Ему нужно было не только привлечь к себе людей, которых он не считал возможным преследовать; ему надобно было их нравственно унизить. Пушкин должен был состоять на службе: его против воли произвели в камер-юнкеры. Николай терпел вокруг себя только людей, искушенных в придворной лести или совершенные ничтожества. В начале своего царствования он был еще несколько разборчивее. Он вступил на престол при смутных обстоятельствах, а между тем, хотел прославиться и перед Европою играть роль просвещенного монарха. От своего предшественника он получил целую фалангу людей, если не с высокими характерами, то умных и образованных.

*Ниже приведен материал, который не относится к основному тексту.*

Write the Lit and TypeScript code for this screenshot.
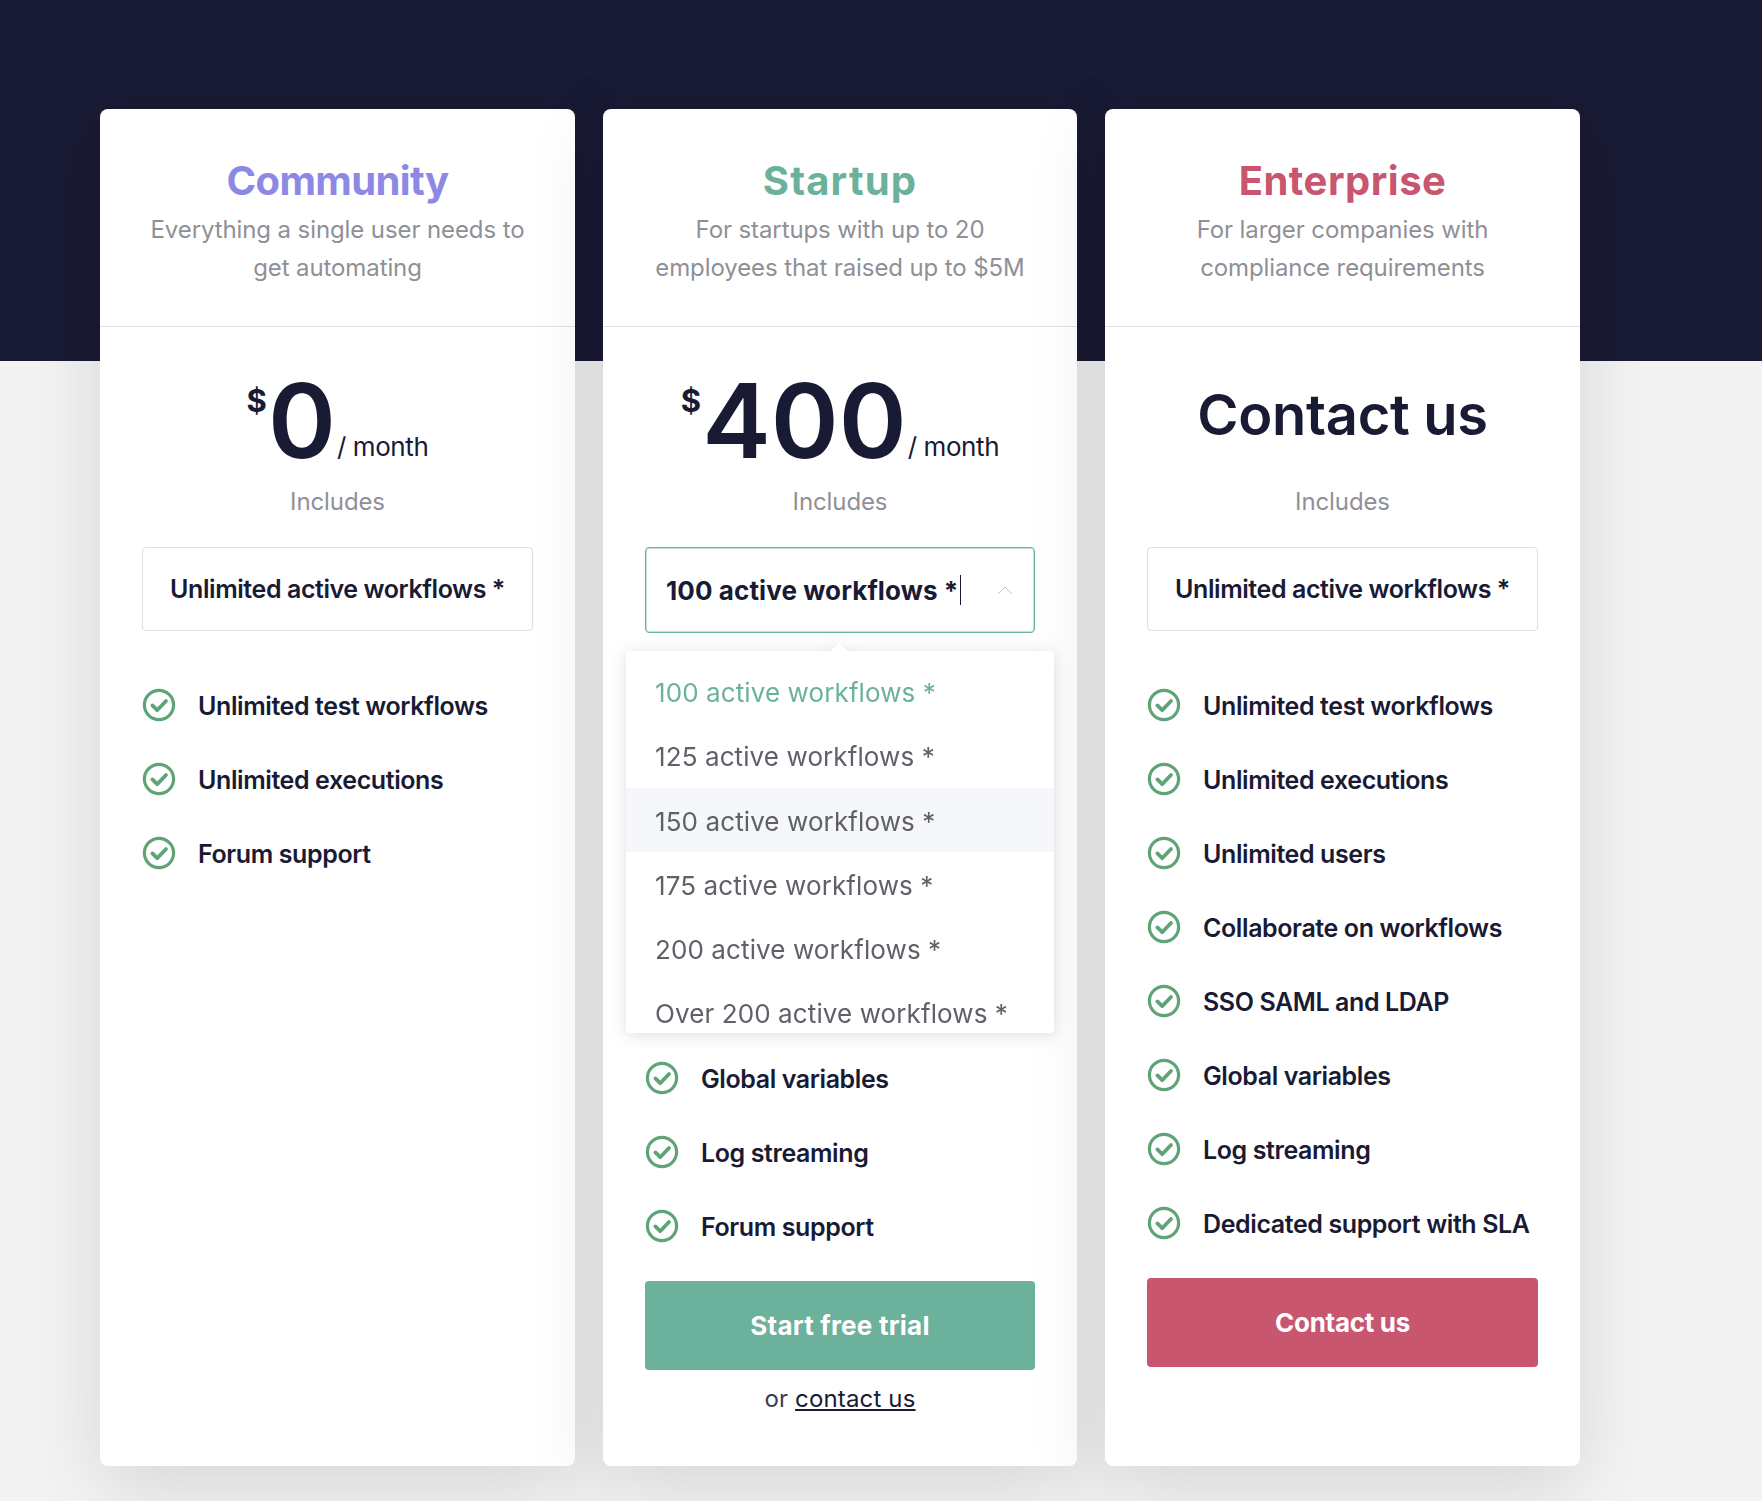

Он ценил их, старался сделать их покорными орудиями своей воли, в чем нетрудно было успеть; они составили славу его царствования. Но чем более он привыкал к власти и исполнялся чувством своего величия, тем более он окружал себя раболепным ничтожеством. Когда Вронченко заявил ему, что не чувствует себя способным быть министром финансов, Николай отвечал: «Я буду министр финансов». Причина милости, которой удостоился Вронченко, выясняется анекдотом, ходившем в то время в обществе. В ожидании выхода государя несколько министров разговаривали между собою, и Вронченко нюхал табак. В эту минуту, как государь вошел, у него между пальцами была щепоть, и он, опустив руку, стал понемногу выпускать табак на пол. Меньшиков, заметив это, улыбнулся; но государь резко сказал, что подданному делает честь, если он боится своего государя. Немудрено, что в верховных правительственных сферах, а также в окружающем двор высшем аристократическом обществе произошло громадное умственное и нравственное понижение. Чтобы убедиться в этом, стоит сравнить людей, которых Николай получил от своего предшественника, и тех, которых он передал своему преемнику. Когда пришлось приступить к реформам, среди сановников не оказалось ни одного, который был бы в состоянии руководить делом. На сцену выступили второстепенные деятели, проникнутые либеральным духом и скрывавшиеся прежде в тени.
Такое же понижение произошло и во всех сферах администрации. При всей безграничности своей власти Николай не умел провести даже той реформы, которая ближе всего лежала у него к сердцу, – освобождение крестьян. Он чувствовал, что Россия не может оставаться при том необузданном помещичьем праве, которое в то время господствовало у нас. Он любил безграничную власть, но в своих, а не в чужих руках; а тут было соперничество; все, что отдавалось помещику, отнималось у правительства. Но русского дворянства он опасался, а потому не решался принять сколько-нибудь действительные меры. Под конец вопрос совершенно замолк.
В последние годы царствования деспотизм достиг самых крайних размеров и гнет сделался совершенно невыносим. Всякий независимый голос умолк; университеты были скручены; печать была подавлена; о просвещении никто уже не думал.
В официальных кружках водворилось безграничное раболепство, а внизу накипала затаенная злоба. Все, по-видимому, повиновалось беспрекословно; все ходило по струнке. Цель монарха была достигнута; идеал восточного деспотизма водворился в русской земле.
И вдруг все это столь сурово оберегаемое здание оказалось гнилым в самом основании. При первом внешнем толчке обнаружилась та внутренняя порча, которая подтачивала его со всех концов. Администрация оказалась никуда не годною, казнокрадство было повсеместное. Положиться было не на кого; везде царствовала неспособность. Даже армия, любимое детище царя, лишена была самых необходимых для действий орудий, и все доблести русского солдата тратились напрасно в неравной борьбе. В то время как для забавы императора вводились ружья, которые на маневрах в одно мгновение производили известный звук, ружья, служащие для настоящей стрельбы, были совершенно негодны. Все было устремлено на одну внешность, а о существе дела никто не заботился. И вот одна за другою стали приходить страшные вести. Презираемый враг вступил на русскую землю, осаждал первоклассную крепость; знаменитый черноморский флот погиб; все попытки отразить неприятеля кончались поражением.
Николай этого не вынес. Он разом свалился, и с ним вместе рухнул и весь державшийся им строй. Для России наступала новая пора, которая вслед за радужными надеждами должна был принести свои скорби и свои разочарования, но уже иные, нежели прежде. Прошлое было похоронено навеки. Вместе с царскою колесницею оно двигалось в Петропавловский собор.
Литературное движение в начале нового царствования
Приехав в Петербург в день похорон Николая I, я на этот раз пробыл там довольно долго. Брат Владимир, у которого я остановился, занемог тифом. Мать, по этому случаю, приезжала на несколько дней из Москвы, и я остался при нем до конца апреля, пока он не оправился. Вскоре он, по совету докторов, вышел в отставку и переехал в деревню. Отец, который сам недомогал, передал ему управление имениями.